#### SUPPLIED RECORDS
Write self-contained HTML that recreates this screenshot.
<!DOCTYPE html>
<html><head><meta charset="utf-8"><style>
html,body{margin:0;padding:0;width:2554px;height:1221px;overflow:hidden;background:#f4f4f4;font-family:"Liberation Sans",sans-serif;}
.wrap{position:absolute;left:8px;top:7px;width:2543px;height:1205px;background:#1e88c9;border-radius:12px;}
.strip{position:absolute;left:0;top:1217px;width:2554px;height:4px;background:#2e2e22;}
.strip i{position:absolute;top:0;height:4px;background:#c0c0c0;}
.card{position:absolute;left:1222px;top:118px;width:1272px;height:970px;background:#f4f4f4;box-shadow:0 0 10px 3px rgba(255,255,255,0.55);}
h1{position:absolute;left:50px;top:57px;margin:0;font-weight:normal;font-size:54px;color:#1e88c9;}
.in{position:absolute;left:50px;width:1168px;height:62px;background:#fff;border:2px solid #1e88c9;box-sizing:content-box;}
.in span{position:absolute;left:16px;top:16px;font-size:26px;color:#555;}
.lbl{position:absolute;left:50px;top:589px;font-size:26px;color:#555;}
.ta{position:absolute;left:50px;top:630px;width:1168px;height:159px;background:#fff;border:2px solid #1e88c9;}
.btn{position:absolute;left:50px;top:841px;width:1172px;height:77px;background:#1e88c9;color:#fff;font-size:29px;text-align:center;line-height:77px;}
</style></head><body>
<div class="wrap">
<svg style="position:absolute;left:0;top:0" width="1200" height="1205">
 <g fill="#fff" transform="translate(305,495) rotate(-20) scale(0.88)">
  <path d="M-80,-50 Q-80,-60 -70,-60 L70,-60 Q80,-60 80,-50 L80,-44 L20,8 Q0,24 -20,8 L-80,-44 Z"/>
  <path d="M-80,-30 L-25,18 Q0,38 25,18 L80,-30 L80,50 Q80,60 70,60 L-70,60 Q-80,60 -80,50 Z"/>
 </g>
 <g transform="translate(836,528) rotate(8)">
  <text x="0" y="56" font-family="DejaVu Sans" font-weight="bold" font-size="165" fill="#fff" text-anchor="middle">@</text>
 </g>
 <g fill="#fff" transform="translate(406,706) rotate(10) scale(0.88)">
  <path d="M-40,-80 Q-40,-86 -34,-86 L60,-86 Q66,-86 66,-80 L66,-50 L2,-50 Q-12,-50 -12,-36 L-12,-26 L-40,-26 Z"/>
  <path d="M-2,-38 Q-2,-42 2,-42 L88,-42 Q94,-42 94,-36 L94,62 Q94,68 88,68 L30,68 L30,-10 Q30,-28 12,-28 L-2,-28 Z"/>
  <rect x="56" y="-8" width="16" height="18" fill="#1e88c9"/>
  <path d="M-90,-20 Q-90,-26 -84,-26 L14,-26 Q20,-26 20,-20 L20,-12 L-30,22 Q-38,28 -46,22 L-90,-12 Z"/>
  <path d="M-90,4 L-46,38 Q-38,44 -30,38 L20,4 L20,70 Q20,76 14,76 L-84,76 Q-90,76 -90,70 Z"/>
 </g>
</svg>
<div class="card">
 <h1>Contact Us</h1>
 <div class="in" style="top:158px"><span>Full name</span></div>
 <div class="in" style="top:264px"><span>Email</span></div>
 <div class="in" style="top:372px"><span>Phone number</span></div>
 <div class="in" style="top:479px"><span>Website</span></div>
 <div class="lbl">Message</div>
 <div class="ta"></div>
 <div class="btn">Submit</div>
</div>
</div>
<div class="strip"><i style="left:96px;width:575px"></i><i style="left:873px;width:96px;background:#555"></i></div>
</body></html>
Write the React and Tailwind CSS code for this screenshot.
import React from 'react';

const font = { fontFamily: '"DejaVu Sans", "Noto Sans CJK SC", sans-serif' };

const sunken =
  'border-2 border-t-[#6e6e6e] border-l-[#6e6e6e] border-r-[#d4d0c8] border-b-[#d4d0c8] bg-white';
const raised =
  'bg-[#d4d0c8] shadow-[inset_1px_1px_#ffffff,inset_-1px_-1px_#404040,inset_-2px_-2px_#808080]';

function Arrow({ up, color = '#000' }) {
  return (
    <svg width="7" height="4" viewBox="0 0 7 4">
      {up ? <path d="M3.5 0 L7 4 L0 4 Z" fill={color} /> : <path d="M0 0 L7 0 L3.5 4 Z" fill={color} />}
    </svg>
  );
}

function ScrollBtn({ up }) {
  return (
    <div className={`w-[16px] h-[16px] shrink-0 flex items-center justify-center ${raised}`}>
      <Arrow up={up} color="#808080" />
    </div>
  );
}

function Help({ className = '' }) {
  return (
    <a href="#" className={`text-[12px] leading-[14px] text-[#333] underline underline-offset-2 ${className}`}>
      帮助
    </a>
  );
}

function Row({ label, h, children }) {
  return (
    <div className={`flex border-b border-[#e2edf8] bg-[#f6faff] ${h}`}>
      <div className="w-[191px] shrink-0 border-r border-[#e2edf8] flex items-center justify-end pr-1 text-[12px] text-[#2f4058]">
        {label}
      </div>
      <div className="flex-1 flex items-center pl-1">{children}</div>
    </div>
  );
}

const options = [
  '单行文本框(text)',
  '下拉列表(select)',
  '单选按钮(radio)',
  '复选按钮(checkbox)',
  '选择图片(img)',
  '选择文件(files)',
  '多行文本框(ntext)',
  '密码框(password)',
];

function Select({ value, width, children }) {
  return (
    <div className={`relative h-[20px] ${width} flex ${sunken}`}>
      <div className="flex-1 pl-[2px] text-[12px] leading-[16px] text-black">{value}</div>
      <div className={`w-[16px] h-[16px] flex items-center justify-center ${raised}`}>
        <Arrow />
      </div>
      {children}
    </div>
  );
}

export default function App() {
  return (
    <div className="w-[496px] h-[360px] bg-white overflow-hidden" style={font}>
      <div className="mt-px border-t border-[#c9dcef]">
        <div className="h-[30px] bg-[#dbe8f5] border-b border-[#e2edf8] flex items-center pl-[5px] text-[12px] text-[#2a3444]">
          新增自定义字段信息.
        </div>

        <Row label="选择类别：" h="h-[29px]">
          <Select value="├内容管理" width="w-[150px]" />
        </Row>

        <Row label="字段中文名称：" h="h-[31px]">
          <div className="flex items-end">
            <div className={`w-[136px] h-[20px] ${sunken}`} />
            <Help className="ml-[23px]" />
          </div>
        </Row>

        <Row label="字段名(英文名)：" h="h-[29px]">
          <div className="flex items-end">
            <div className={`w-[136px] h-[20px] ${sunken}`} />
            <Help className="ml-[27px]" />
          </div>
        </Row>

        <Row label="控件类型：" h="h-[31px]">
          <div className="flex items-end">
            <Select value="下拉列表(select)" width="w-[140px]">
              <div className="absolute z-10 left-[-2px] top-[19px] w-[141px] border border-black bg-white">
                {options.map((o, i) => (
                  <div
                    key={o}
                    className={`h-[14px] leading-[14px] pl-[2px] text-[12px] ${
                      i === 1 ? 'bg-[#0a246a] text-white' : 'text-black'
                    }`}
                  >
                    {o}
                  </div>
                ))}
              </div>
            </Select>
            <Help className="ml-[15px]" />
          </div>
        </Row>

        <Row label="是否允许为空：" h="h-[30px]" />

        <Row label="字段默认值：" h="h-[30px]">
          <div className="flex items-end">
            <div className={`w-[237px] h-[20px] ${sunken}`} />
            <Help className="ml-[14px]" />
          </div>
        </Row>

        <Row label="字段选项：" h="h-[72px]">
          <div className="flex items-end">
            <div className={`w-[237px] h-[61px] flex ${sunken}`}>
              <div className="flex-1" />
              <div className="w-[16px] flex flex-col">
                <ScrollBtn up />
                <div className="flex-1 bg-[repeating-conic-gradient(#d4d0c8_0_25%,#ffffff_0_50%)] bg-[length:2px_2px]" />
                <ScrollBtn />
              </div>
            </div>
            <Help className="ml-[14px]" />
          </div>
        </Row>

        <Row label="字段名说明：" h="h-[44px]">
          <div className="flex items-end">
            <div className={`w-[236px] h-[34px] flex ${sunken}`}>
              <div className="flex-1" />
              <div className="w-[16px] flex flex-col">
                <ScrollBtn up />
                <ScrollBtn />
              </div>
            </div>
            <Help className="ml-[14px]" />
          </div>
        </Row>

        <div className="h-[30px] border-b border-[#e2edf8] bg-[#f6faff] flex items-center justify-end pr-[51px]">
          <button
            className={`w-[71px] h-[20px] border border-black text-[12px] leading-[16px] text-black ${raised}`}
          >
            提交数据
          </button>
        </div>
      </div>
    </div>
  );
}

#### WORK INSTRUCTIONS
Say only how many lines in the records carry the word "screenshot".

#### OUTPUT BELOW
2